<<<<

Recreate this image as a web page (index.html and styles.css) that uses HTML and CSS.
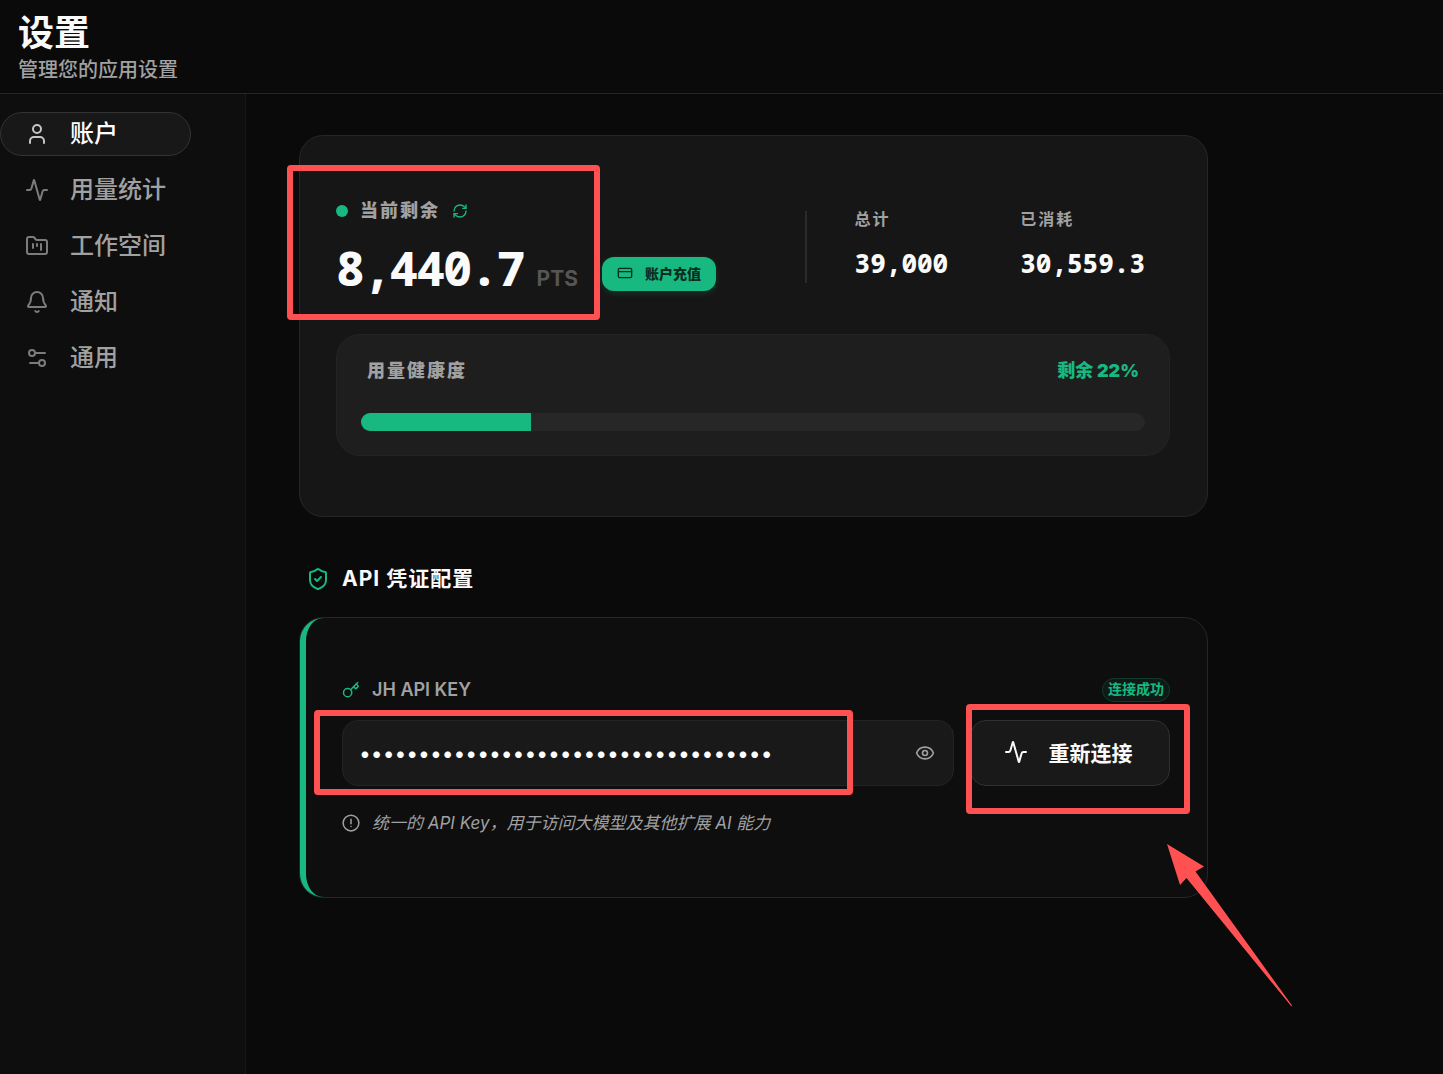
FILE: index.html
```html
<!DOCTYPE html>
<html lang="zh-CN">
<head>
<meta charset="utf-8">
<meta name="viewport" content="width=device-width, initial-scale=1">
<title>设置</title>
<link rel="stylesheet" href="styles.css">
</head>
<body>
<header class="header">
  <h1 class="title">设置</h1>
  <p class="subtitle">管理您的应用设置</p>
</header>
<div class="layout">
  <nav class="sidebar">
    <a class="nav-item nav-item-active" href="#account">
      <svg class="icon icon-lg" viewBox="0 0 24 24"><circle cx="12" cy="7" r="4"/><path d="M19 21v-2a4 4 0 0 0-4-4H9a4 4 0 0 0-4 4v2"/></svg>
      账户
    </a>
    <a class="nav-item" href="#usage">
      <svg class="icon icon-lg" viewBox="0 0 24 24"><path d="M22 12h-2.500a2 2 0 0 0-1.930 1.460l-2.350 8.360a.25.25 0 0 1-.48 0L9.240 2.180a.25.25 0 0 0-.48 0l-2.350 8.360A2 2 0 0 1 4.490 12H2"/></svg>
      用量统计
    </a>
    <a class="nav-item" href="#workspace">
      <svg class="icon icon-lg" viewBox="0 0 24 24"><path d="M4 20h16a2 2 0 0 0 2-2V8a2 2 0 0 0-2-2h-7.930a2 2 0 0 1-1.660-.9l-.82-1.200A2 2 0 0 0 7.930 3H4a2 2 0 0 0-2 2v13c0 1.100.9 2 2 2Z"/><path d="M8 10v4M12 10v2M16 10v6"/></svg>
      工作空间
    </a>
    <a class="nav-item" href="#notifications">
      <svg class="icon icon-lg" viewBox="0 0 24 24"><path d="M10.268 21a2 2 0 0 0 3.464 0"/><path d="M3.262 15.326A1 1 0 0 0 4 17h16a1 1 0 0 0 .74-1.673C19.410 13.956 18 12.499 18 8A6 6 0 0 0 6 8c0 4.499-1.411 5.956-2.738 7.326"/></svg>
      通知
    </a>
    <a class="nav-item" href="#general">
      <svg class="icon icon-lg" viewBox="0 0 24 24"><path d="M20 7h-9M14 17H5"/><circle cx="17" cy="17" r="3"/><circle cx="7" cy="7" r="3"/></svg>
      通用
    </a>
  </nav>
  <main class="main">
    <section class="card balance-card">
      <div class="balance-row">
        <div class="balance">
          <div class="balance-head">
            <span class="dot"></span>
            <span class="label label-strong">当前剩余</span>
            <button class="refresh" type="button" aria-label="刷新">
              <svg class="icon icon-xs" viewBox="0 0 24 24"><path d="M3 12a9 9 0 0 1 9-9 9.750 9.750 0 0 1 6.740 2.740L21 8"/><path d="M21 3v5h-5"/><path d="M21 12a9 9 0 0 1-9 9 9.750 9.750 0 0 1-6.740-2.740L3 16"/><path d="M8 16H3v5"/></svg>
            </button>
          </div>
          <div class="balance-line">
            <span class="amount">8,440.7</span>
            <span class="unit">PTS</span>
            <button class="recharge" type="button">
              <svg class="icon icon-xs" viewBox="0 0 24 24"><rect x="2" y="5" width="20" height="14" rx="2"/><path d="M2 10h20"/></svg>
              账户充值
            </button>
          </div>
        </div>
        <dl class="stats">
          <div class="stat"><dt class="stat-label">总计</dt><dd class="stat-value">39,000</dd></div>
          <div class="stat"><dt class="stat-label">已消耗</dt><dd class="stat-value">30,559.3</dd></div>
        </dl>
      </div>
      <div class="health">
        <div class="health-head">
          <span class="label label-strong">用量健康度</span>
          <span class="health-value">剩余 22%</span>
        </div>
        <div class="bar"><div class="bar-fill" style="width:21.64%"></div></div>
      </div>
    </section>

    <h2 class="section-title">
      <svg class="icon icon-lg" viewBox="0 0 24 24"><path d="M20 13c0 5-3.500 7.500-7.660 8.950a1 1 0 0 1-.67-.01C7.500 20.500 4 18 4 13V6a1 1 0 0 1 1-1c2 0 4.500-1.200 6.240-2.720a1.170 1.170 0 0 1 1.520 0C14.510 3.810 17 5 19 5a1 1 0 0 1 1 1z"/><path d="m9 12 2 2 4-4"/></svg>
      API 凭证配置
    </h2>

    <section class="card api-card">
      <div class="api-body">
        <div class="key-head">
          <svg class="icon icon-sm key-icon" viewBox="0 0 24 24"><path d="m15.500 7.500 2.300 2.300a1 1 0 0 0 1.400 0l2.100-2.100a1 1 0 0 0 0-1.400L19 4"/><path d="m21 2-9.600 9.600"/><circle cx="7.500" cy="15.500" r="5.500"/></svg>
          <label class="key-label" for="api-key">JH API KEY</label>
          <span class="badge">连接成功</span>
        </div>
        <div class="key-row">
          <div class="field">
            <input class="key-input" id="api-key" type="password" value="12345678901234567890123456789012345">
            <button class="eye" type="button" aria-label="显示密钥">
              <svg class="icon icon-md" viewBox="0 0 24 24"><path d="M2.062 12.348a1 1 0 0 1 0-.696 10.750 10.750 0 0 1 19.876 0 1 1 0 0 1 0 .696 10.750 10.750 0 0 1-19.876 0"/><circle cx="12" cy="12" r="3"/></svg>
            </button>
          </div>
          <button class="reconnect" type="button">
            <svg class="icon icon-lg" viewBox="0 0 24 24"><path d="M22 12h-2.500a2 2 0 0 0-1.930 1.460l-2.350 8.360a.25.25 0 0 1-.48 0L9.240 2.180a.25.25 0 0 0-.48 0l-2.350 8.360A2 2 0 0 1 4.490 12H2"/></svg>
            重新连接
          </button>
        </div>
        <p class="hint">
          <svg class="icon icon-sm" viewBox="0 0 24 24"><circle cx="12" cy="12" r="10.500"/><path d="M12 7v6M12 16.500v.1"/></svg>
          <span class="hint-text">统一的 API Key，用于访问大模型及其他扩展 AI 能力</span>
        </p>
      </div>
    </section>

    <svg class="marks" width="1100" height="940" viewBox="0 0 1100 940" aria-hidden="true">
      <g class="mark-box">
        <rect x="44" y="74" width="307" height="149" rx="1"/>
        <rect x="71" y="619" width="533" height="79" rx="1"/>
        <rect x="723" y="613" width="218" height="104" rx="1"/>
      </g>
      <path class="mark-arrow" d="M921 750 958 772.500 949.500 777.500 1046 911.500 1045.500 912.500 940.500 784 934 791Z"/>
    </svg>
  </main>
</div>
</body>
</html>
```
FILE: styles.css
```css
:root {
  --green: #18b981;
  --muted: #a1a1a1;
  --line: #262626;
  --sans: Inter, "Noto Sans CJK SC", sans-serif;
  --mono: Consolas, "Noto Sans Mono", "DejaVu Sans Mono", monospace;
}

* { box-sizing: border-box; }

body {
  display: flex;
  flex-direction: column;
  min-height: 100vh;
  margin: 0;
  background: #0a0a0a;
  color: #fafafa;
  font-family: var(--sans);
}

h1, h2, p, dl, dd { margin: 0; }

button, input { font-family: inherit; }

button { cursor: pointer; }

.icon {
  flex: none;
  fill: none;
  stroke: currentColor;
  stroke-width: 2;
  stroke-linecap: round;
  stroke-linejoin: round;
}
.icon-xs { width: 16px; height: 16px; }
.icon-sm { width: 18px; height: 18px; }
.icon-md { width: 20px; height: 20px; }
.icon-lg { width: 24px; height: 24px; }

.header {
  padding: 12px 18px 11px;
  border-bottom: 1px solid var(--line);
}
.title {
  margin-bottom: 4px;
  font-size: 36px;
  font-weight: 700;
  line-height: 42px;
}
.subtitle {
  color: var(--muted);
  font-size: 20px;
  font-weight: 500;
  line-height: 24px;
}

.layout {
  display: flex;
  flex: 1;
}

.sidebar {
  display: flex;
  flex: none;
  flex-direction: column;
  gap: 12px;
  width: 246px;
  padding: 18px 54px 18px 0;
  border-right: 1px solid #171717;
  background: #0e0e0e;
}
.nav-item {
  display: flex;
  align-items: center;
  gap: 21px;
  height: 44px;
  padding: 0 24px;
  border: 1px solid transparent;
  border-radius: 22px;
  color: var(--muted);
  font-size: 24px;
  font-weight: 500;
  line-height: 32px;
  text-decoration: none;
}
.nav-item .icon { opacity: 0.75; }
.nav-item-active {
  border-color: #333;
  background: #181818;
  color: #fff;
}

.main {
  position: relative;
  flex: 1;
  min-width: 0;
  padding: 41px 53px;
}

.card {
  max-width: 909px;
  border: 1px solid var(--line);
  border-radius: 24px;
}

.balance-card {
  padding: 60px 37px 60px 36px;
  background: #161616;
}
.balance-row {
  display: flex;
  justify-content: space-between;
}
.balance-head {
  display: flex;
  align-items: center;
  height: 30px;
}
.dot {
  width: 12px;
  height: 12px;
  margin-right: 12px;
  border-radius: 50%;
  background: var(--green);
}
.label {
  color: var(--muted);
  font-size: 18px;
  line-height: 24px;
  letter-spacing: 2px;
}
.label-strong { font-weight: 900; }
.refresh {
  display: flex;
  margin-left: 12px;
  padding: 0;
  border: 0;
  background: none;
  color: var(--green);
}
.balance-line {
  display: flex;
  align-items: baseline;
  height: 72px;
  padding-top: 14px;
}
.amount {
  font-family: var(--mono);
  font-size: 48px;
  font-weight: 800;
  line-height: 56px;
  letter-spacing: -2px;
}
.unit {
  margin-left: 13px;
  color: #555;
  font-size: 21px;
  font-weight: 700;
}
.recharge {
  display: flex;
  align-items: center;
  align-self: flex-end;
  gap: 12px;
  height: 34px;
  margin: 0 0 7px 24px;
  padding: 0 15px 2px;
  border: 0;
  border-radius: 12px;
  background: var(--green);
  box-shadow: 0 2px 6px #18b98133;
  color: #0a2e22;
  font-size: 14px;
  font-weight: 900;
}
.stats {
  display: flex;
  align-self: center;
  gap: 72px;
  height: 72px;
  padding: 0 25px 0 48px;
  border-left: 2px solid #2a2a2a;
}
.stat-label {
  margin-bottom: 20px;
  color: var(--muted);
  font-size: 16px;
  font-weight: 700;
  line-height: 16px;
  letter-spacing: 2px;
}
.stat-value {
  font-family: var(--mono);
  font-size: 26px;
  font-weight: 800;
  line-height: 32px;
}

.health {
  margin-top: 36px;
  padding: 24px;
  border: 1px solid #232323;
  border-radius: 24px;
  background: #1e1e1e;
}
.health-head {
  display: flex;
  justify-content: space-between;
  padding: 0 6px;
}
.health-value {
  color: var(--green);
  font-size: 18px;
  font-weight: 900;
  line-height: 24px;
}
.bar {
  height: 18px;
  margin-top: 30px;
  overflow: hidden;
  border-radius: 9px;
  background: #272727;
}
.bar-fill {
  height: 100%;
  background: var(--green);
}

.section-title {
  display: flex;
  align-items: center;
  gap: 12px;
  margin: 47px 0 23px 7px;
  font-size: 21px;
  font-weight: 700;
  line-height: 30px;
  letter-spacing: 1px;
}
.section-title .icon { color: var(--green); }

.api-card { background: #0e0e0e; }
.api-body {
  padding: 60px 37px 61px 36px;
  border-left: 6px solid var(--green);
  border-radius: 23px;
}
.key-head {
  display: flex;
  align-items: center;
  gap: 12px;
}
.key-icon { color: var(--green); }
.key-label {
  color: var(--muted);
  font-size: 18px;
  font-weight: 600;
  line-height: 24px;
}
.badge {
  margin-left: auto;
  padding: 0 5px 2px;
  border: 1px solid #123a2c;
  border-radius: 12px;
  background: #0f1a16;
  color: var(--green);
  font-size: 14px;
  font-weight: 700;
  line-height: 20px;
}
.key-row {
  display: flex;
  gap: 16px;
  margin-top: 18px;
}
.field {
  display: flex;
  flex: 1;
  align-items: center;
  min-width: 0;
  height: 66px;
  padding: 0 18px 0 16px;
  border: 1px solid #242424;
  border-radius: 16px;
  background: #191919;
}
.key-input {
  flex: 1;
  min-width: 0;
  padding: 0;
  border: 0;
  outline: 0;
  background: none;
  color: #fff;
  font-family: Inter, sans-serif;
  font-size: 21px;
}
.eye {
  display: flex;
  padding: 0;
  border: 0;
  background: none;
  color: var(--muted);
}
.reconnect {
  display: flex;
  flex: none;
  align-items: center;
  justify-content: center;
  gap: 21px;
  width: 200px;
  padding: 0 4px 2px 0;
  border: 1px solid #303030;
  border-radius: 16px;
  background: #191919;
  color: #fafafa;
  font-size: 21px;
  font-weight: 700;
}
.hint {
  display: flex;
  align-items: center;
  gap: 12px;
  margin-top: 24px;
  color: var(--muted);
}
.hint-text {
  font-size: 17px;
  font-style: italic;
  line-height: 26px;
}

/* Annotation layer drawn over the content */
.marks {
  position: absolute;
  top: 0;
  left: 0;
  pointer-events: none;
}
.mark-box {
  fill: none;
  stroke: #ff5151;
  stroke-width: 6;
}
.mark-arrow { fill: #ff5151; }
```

>>>>

Goal of the exercise - Find the lines holding "styles" and list every one.

Exercise result -
Recreate this image as a web page (index.html and styles.css) that uses HTML and CSS.
<link rel="stylesheet" href="styles.css">
FILE: styles.css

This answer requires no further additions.